- Also known as: El Pangue
- Born: 19 September 1961 (age 64) Villanueva, Colombia
- Genres: Vallenato

= Orangel Maestre =

Colombian accordionist (born 1961)

Orangel Maestre Socarrás (born 1961), also known as El Pangue, is a Colombian vallenato accordionist. He was crowned vallenato king in 1984 for winning the professional accordionist competition of the Vallenato Legend Festival. He has recorded albums with singers including Silvio Brito and Iván Villazón.

==Biography==
Maestre was born on 19 September 1961 in Villanueva, in the Colombian department of La Guajira.

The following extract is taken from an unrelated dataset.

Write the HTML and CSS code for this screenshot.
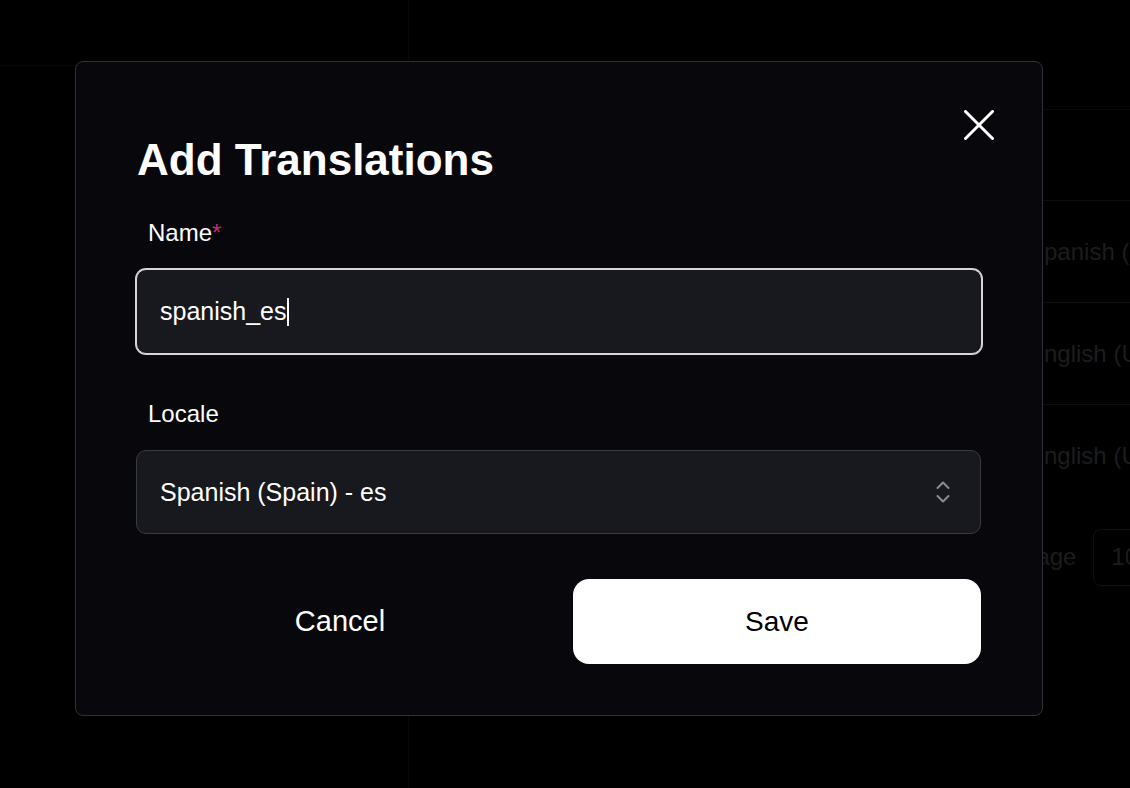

His parents were Tomás Camilo Maestre Murgas and Gloria Socarrás.

Maestre performed at the Vallenato Legend Festival for the first time in 1973, aged 12, in the child accordionist category. He came second in 1973 and 1974, and won the competition in 1975. In 1984, Maestre was crowned vallenato king for winning the professional accordionist competition of the festival. In the final he performed the paseo "El Mejoral" (written by Rafael Escalona), the merengue "El Hombre de Malas", the son "El Alto del Rosario", and the puya "La Vieja Gabriela" (written by Juan Muñoz). Also in the final were Egidio Cuadrado (who came second), Miguel Ahumada (third), and Alberto Rada. In 1988, Maestre won the accordionist competition of the Festival Cuna de Acordeones. He appeared in the 1986 film La Boda del Acordeonista.

Maestre has recorded several albums with singer Silvio Brito. He has also recorded with Rafael "El Cachaco" Jiménez, Juan Piña, Iván Villazón, and Beto Zabaleta. Maestre plays in the style of "acordeón picado", created by Israel Romero, which was popular in vallenato between 1975 and 1994.